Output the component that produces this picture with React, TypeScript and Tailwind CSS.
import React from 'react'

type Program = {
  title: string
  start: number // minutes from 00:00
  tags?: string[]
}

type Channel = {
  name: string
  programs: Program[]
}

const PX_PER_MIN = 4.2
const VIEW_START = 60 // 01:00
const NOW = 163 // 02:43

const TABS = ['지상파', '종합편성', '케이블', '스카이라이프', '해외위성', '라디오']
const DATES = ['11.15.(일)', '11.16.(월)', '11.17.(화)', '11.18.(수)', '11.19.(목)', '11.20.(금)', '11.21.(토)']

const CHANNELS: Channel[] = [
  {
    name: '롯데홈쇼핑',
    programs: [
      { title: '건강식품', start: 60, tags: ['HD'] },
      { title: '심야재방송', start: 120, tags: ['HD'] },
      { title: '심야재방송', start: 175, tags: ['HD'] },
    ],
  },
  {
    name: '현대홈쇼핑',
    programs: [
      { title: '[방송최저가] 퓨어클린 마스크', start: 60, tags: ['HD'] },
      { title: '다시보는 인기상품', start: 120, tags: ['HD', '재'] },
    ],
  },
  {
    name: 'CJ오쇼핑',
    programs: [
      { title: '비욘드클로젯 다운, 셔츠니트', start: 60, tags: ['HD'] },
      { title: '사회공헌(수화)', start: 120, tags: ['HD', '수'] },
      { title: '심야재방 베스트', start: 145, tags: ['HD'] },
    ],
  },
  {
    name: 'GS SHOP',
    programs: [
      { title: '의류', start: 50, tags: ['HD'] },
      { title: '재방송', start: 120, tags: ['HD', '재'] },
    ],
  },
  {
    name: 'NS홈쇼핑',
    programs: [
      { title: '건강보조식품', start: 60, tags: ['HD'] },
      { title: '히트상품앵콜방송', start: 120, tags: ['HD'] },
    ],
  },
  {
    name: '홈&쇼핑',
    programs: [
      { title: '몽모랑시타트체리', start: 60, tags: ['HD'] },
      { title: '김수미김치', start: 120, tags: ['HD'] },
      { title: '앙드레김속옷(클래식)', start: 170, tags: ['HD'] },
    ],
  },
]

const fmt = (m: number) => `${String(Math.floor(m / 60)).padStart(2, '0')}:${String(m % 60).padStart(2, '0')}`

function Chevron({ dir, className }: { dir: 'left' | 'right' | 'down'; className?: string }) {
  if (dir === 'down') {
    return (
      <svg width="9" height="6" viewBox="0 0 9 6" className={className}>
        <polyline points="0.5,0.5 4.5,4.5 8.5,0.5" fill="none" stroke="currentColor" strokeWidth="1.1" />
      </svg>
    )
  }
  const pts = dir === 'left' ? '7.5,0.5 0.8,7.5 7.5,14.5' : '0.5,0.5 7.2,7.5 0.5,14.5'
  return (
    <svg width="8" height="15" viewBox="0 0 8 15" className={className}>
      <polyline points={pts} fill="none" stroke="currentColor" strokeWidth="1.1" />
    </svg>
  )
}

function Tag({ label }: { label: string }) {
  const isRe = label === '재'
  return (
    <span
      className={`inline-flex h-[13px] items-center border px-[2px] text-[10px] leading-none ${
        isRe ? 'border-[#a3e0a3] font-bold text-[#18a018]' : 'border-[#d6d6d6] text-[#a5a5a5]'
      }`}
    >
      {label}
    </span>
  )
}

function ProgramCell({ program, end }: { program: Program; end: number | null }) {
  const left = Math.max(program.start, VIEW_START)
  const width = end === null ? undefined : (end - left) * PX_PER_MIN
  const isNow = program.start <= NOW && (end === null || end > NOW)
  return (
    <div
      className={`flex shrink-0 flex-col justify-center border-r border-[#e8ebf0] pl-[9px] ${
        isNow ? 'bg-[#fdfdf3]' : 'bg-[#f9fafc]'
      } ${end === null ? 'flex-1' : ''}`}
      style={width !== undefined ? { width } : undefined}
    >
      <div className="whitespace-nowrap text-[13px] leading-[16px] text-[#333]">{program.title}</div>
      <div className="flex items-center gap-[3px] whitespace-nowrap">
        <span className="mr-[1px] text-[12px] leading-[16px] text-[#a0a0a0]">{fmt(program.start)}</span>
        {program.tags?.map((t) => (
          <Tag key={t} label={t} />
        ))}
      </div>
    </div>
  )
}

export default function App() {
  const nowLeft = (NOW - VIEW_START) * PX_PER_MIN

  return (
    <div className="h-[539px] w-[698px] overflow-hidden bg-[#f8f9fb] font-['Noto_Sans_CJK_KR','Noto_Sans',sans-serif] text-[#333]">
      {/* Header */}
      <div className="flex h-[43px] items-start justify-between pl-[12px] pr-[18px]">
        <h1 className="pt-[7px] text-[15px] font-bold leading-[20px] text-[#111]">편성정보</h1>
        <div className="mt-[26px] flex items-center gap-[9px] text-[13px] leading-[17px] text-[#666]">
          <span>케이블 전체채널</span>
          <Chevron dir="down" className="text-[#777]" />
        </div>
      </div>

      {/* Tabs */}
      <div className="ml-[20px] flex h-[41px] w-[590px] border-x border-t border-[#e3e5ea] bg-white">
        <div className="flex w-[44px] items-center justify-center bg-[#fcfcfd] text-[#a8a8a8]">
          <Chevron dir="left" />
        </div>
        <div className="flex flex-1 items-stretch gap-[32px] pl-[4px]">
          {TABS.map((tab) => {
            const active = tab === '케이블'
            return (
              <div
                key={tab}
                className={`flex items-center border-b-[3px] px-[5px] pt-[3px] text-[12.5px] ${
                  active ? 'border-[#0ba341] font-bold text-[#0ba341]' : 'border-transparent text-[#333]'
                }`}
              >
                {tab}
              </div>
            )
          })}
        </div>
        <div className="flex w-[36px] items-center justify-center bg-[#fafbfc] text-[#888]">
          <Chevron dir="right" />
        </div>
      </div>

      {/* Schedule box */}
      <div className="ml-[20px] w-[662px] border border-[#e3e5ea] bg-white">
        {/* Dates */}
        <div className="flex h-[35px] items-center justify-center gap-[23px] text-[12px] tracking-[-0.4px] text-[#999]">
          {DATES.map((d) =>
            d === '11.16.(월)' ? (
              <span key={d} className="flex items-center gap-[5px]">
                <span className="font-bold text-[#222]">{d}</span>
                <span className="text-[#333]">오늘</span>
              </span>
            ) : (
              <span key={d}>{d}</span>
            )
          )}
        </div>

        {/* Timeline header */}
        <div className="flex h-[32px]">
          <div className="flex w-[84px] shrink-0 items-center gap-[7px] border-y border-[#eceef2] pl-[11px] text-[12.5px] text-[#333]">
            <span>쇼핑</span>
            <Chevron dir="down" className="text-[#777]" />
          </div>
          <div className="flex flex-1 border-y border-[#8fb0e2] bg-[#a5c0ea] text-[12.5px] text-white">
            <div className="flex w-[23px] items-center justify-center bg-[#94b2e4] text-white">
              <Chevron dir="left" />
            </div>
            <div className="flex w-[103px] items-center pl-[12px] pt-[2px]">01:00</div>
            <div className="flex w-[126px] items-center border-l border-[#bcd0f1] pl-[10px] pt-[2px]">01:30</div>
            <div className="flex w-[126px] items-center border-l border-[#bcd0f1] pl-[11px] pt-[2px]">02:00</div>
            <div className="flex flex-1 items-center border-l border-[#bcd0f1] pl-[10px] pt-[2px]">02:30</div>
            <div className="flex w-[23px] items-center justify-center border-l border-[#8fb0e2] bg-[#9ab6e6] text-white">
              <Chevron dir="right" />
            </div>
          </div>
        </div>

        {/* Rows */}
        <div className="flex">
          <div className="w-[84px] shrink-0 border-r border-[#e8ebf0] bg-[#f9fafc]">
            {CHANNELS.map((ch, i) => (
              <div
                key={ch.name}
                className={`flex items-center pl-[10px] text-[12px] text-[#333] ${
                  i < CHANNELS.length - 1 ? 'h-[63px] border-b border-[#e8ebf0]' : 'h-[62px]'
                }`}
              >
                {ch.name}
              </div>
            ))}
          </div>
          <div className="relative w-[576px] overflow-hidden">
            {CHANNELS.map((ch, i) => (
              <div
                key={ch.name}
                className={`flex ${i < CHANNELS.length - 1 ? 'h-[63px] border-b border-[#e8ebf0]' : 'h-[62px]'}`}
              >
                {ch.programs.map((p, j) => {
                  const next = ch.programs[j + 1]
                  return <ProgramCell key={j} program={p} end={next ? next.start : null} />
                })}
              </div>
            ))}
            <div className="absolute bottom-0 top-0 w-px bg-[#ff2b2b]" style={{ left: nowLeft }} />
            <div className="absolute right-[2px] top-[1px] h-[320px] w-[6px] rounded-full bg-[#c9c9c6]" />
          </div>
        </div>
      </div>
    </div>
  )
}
========
# TASK PROMPT
Quote exactly the first line of the data and every line after it through the one holding "const NOW = 163 // 02:43".

# FINISHED EXERCISE
Output the component that produces this picture with React, TypeScript and Tailwind CSS.
import React from 'react'

type Program = {
  title: string
  start: number // minutes from 00:00
  tags?: string[]
}

type Channel = {
  name: string
  programs: Program[]
}

const PX_PER_MIN = 4.2
const VIEW_START = 60 // 01:00
const NOW = 163 // 02:43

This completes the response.